Filha da classe média, Dilma nasceu em Belo Horizonte em 14 de dezembro de 1947. Conheceu seus dois ex-maridos na VAR-Palmares, organização em que militava. Tanto Cláudio Galeno, o primeiro, quanto Carlos Araújo, pai de sua única filha, Paula, marcaram presença na posse da ex-mulher, em 2010.
Galeno atuou no sequestro de um avião, e Araújo ajudou a planejar o roubo do cofre do ex-governador Adhemar de Barros para bancar a luta armada. Mas não há registros de que Dilma tenha participado de ações armadas.
Ao longo dos quatro anos de mandato, o entorno de Dilma coleciona anedotas mais ou menos engraçadas sobre as explosões da chefe. O mau humor presidencial, relatam assessores, não faz distinção de escalão. Ninguém, nem ministro nem auxiliar, é imune.
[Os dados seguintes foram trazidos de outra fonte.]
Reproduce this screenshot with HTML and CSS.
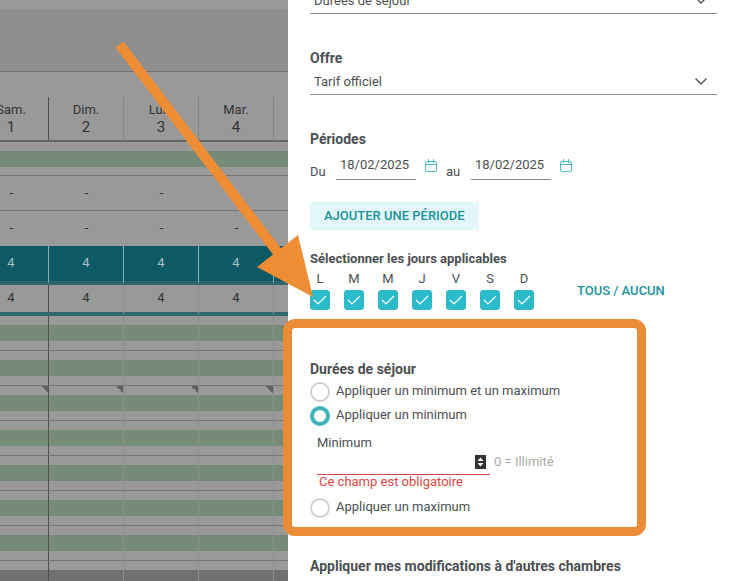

No início do governo, por exemplo, deixaram o trabalho no Palácio da Alvorada por problemas com o temperamento da "patroa" uma secretária particular, uma camareira e uma maquiadora.
Nos episódios relatados, Dilma não pede desculpas. Amigos dizem que a presidente considera assumir erros uma forma de se fragilizar.
Quando é alvo de reparos, cita sempre o "Velho do Restelo", personagem pessimista criado por Luís de Camões em "Os Lusíadas", para ilustrar o que considera cegueira dos críticos. O velho em questão rejeitava o sucesso das grandes navegações portuguesas da época.
Dilma costuma resgatar seu exemplo. "Se ele tivesse sido ouvido, o Brasil não seria descoberto."